Я еще плохо соображаю, что происходит, а весь авиаполк уже выстраивается на смотр перед полковником Суффле, представителем де Голля.
Публика требует продолжения шоу, и неутомимый Марши дает новый сеанс высшего пилотажа. Все задирают головы и, выкручивая шеи, пытаются уследить за ним в вечереющем и сказочно прекрасном июньском небе.
Сеанс окончен, начинаются торжественные речи. Шарль Тийон, министр авиации, и посол Богомолов воздают нам почести и единодушно прославляют франко-советскую дружбу.
Эмоции достигают пика, когда Шарль Тийон зачитывает список летчиков «Нормандии – Неман», погибших в боях. Сорок два человека из девяносто шести. Сорок два имени одно за другим раздаются в полнейшей тишине, не менее поразительной, чем радостный многоголосый гул, предшествовавший ей.
Когда церемония заканчивается, к нашей веселой компании подходит пожилая дама в черном.
– Скажите, все летчики уже здесь? – спрашивает она. – Я ищу сына, его зовут Жорж Анри.
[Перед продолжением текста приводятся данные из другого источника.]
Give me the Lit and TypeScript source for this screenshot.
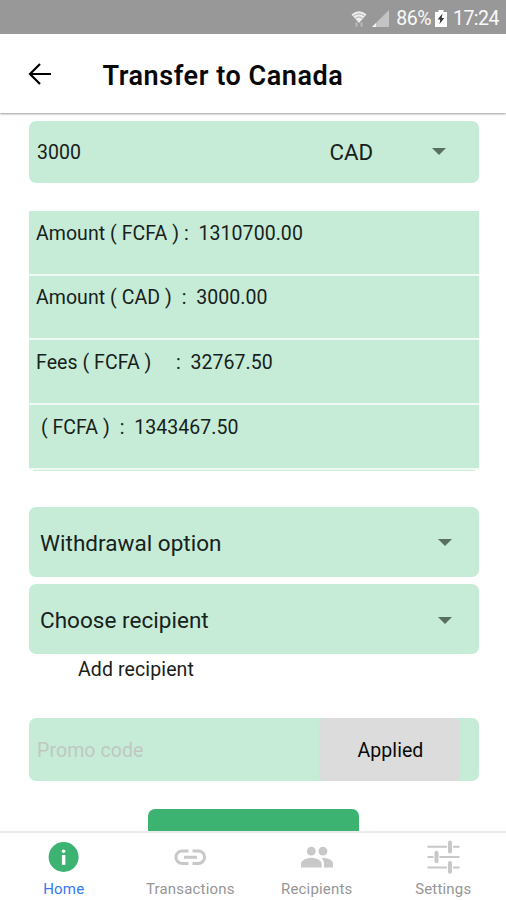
import { LitElement, html, css, svg } from "lit";
import { customElement, property } from "lit/decorators.js";

@customElement("status-bar")
class StatusBar extends LitElement {
  static styles = css`
    :host {
      display: flex;
      align-items: center;
      justify-content: flex-end;
      height: 34px;
      flex: none;
      box-sizing: border-box;
      padding: 3px 7px 0 0;
      background: #989898;
      color: #fafafa;
      font-size: 19.5px;
      line-height: 24px;
      white-space: pre;
    }
    .wifi { margin-right: 5px; }
    .signal { margin-right: 7px; }
    .battery { margin: 0 6px 0 4px; }
    svg { display: block; flex: none; }
    .level { letter-spacing: -0.5px; padding-top: 1px; }
    .time { letter-spacing: -0.5px; padding-top: 1px; }
  `;
  render() {
    return html`
      <svg class="wifi" width="16" height="18" viewBox="0 0 16 18">
        <path d="M0.5 4.5Q8-2 15.5 4.5L8 13Z" fill="#eee" />
        <path d="M2.5 6Q8 1.7 13.5 6M4.4 8.2Q8 5.4 11.6 8.2" fill="none" stroke="#a8a8a8" stroke-width="0.9" />
        <path d="M5.5 12.5v4M10.5 16.5v-4" fill="none" stroke="#bcbcbc" stroke-width="2" />
      </svg>
      <svg class="signal" width="17" height="18" viewBox="0 0 17 18">
        <path d="M17 0V17H0Z" fill="#c4c4c4" />
        <path d="M4 13v4H0Z" fill="#f4f4f4" />
      </svg>
      <span class="level">86%</span>
      <svg class="battery" width="12" height="17" viewBox="0 0 12 17">
        <path d="M3.5 0h5v2H12v15H0V2h3.5z" fill="#fff" />
        <path d="M7.5 3.5 2.7 9.6h2.6L4.5 14 9.3 7.9H6.6z" fill="#333" />
      </svg>
      <span class="time">17:24</span>
    `;
  }
}

@customElement("select-field")
class SelectField extends LitElement {
  @property() label = "";
  static styles = css`
    :host {
      display: flex;
      align-items: center;
      justify-content: space-between;
      height: 70px;
      box-sizing: border-box;
      padding: 1.5px 26.5px 0 11.5px;
      border-radius: 7px;
      background: #c6ecd7;
      font-size: 22.5px;
      line-height: 28px;
      letter-spacing: 0.03px;
    }
    svg { display: block; }
  `;
  render() {
    return html`<span>${this.label}</span>
      <svg width="14" height="7" viewBox="0 0 14 7"><path d="M0 0H14L7 7Z" fill="#57705f" /></svg>`;
  }
}

const icons = {
  info: svg`<circle cx="16.6" cy="17" r="15" fill="#3cb371"/><circle cx="16.6" cy="11.2" r="1.8" fill="#fff"/><rect x="14.9" y="15" width="3.5" height="9.8" fill="#fff"/>`,
  link: svg`<path d="M15.5 10.9H9.2a6.3 6.3 0 0 0 0 12.6H15.5M19.5 10.9h5.8a6.3 6.3 0 0 1 0 12.6H19.5M11 17.2h13" fill="none" stroke="#c8c8c8" stroke-width="3"/>`,
  people: svg`<g fill="#c8c8c8"><circle cx="11.3" cy="11.2" r="4.4"/><circle cx="22.9" cy="11.2" r="4.4"/><path d="M1 27.5v-3.6c0-4 6.5-6.2 10.3-6.2s10.4 2.2 10.4 6.2v3.6zM24 27.5v-3.7c0-2.2-.8-4.200-2.300-5.600 4.300-.8 11.300 1.400 11.300 5.600v3.700z"/></g>`,
  sliders: svg`<g stroke="#c8c8c8" fill="none"><path d="M1.5 6.8H21M27 6.8H33.5M1.5 17H7.5M13.5 17H33.5M1.5 27.5H21M27 27.5H33.5" stroke-width="2"/><path d="M24 2.6v8.8M10.500 12.800v8.400M24 23v8.800" stroke-width="4" stroke-linecap="round"/></g>`,
};

@customElement("tab-bar")
class TabBar extends LitElement {
  static styles = css`
    :host {
      display: grid;
      grid-template-columns: repeat(4, 1fr);
      height: 69px;
      flex: none;
      box-sizing: border-box;
      border-top: 2px solid #ebebeb;
      background: #fff;
    }
    .tab {
      display: flex;
      flex-direction: column;
      align-items: center;
      padding: 7px 0 0 1px;
      color: #969696;
      font-size: 15px;
      line-height: 18px;
      letter-spacing: 0.18px;
    }
    .active { color: #3478f6; }
    svg { display: block; width: 34px; height: 34px; margin-bottom: 6px; }
  `;
  render() {
    const tabs = [
      { label: "Home", icon: icons.info, active: true },
      { label: "Transactions", icon: icons.link },
      { label: "Recipients", icon: icons.people },
      { label: "Settings", icon: icons.sliders },
    ];
    return tabs.map(
      (t) => html`<div class="tab ${t.active ? "active" : ""}">
        <svg viewBox="0 0 34 34">${t.icon}</svg><span>${t.label}</span>
      </div>`
    );
  }
}

@customElement("app-root")
class AppRoot extends LitElement {
  static styles = css`
    :host {
      display: flex;
      flex-direction: column;
      width: 506px;
      height: 900px;
      overflow: hidden;
      background: #fff;
      color: #17211b;
      font-family: Roboto, "Liberation Sans", sans-serif;
    }
    svg { display: block; flex: none; }
    header {
      display: flex;
      align-items: center;
      height: 79px;
      flex: none;
      box-sizing: border-box;
      padding: 0 0 0 28px;
      gap: 51.5px;
      color: #080808;
      box-shadow: 0 1px 2px #999;
      background: #fff;
      z-index: 1;
    }
    h1 {
      margin: 5px 0 0;
      font-size: 27px;
      line-height: 32px;
      font-weight: 600;
      letter-spacing: 0.56px;
      white-space: nowrap;
    }
    main {
      flex: 1;
      min-height: 0;
      overflow: hidden;
      padding: 7.5px 27.5px 0 28.5px;
    }
    .box {
      display: flex;
      align-items: center;
      height: 62.5px;
      border-radius: 7px;
      background: #c6ecd7;
      box-sizing: border-box;
      padding-left: 8.5px;
      font-size: 19.5px;
      line-height: 24px;
    }
    .value { flex: 1; padding-top: 2px; }
    .currency { width: 102px; font-size: 22.3px; margin-top: 1px; }
    .amount svg { margin-right: 33px; }
    .summary {
      margin-top: 28px;
      white-space: pre;
      font-size: 19.5px;
      line-height: 24px;
      letter-spacing: 0.06px;
    }
    .row {
      height: 64.7px;
      box-sizing: border-box;
      background: #c6ecd7;
      border-bottom: 2px solid #f0faf4;
      padding: 10.7px 0 0 7.5px;
    }
    .edge {
      height: 1.5px;
      margin: 0 4px;
      background: #ccebda;
    }
    .selects { display: grid; gap: 7.5px; margin-top: 35.5px; }
    .add {
      margin: 4px 0 0 49.5px;
      font-size: 19.5px;
      line-height: 24px;
      height: 24px;
      letter-spacing: 0.12px;
    }
    .promo { margin-top: 36px; }
    .hint { color: #c0c7c1; flex: 1; letter-spacing: 0.1px; padding-top: 2px; }
    .applied {
      display: flex;
      align-items: center;
      justify-content: center;
      width: 141px;
      height: 63px;
      margin-right: 19px;
      border-radius: 5px;
      background: #dcdcdc;
      color: #0a0a0a;
      padding: 2px 0 0 3px;
      letter-spacing: 0.05px;
      box-sizing: border-box;
    }
    .submit {
      width: 210.5px;
      height: 62px;
      margin: 28.5px auto 0 119.5px;
      border-radius: 7px;
      background: #3cb371;
    }
  `;
  render() {
    const rows = [
      "Amount ( FCFA ) :  1310700.00",
      "Amount ( CAD )  :  3000.00",
      "Fees ( FCFA )     :  32767.50",
      " ( FCFA )  :  1343467.50",
    ];
    return html`
      <status-bar></status-bar>
      <header>
        <svg width="23" height="22" viewBox="0 0 23 22">
          <path d="M12 1 2 11l10 10M2 11h21" fill="none" stroke="#000" stroke-width="2.2" />
        </svg>
        <h1>Transfer to Canada</h1>
      </header>
      <main>
        <div class="box amount">
          <span class="value">3000</span>
          <span class="currency">CAD</span>
          <svg width="14" height="7" viewBox="0 0 14 7"><path d="M0 0H14L7 7Z" fill="#57705f" /></svg>
        </div>
        <div class="summary">${rows.map((r) => html`<div class="row">${r}</div>`)}<div class="edge"></div></div>
        <div class="selects">
          <select-field label="Withdrawal option"></select-field>
          <select-field label="Choose recipient"></select-field>
        </div>
        <div class="add">Add recipient</div>
        <div class="box promo">
          <span class="hint">Promo code</span>
          <span class="applied">Applied</span>
        </div>
        <div class="submit"></div>
      </main>
      <tab-bar></tab-bar>
    `;
  }
}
Возможно, он в эскадрилье, которая еще не приземлилась?
Мы молча переглядываемся. Как ей сказать, что других эскадрилий нет? И что 12 апреля 1945 года ее мальчик, жертва наземной бомбардировки аэродрома Бладиау в Восточной Пруссии, стал последним погибшим пилотом из авиаполка «Нормандия – Неман»?..
Часть третья
Начинается новая жизнь
37
Истребитель становится изобретателем
После того как мы облетели всю Францию вдоль и поперек с показательными выступлениями, наши Як-3 устали и поистаскались, а поскольку им не хватало запасных деталей, авиаполку предоставили замену – NC-900, являвшие собой не что иное, как FW-190, собранные на французских заводах во время оккупации.
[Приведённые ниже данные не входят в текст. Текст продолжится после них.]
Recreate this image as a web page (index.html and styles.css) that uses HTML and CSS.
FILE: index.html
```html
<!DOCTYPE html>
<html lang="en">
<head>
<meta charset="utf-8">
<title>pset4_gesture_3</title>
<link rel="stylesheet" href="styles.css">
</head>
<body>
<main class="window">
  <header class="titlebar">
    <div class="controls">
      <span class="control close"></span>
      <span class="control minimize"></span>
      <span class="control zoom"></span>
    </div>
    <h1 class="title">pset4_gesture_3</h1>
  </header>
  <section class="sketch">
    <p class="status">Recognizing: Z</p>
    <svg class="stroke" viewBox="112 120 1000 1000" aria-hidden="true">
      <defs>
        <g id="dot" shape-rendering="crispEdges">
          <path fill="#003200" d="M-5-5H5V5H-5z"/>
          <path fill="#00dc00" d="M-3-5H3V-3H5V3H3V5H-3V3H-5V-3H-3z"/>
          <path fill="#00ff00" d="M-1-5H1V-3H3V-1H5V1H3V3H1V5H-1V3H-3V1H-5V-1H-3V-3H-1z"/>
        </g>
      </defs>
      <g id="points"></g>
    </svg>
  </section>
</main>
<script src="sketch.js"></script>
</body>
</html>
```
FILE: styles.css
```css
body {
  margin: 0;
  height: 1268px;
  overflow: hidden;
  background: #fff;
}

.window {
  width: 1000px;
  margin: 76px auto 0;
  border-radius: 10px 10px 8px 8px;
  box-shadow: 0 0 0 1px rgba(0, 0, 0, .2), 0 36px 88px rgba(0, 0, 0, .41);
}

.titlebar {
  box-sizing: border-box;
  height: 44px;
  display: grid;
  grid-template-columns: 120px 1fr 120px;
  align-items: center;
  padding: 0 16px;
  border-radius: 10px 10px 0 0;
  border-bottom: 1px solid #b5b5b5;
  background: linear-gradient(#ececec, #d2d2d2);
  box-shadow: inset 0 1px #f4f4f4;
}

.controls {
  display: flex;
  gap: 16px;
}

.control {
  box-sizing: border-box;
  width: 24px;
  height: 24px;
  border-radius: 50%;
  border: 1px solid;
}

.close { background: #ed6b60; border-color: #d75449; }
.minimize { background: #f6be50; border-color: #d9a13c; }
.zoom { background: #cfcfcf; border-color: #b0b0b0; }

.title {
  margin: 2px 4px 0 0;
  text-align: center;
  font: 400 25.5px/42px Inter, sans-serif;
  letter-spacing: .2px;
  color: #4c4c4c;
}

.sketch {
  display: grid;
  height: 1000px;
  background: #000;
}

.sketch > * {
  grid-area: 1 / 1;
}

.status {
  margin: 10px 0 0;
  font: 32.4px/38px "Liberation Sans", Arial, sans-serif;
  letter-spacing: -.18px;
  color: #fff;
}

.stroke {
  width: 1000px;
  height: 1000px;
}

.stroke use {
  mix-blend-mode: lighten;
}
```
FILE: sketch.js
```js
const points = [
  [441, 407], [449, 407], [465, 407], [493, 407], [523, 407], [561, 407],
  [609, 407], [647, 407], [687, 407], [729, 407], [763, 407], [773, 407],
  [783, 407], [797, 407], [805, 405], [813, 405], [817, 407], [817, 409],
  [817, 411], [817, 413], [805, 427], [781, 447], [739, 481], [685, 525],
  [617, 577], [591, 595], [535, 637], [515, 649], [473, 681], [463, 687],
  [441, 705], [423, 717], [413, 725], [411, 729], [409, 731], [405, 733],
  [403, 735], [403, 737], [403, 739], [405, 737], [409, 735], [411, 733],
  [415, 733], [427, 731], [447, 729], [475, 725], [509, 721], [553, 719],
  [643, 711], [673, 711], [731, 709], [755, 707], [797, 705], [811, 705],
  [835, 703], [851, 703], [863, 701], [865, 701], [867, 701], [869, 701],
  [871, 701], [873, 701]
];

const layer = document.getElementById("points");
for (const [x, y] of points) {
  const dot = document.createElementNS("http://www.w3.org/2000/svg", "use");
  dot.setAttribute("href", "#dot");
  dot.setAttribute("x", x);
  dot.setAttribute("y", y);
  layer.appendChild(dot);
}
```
Мало того что никому из «Нормандии – Неман» не доставляло особого удовольствия летать на аппаратах, безжалостно уничтожавшихся нами на советско-германском фронте, так они еще очень быстро стали приходить в негодность – французским рабочим, строившим их для немцев, явно удался саботаж.
В итоге NC-900 были отправлены на свалку в декабре 1946 года, всего через 10 месяцев эксплуатации. И жалели мы о них куда меньше, чем о наших «яках», которые тоже пошли на слом один за другим начиная с 1947-го. К счастью, одному самолету удалось избежать общей печальной участи, и он окончил свою блистательную карьеру в Музее авиации и космонавтики в Ле-Бурже.
Примерно в этот период я начал основательно задумываться о собственном будущем. Приближалось мое тридцатилетие, и нужно было выбирать, куда двигаться дальше. Передо мной открывались прекрасные возможности – к примеру, остаться в армии, как Жозеф Риссо, Роже Соваж и другие наши товарищи из «Нормандии», или же наняться пилотом в «Эр Франс» и сделать там достойную карьеру, да еще путешествуя по всему миру. Меня привлекало и то и другое. Однако обстоятельства требовали найти иной путь. Дело в том, что я унаследовал от родителей несколько поместий и не считал себя вправе их продать. А содержать такие обширные владения на офицерское жалованье и даже на зарплату командира воздушного судна не представлялось возможным.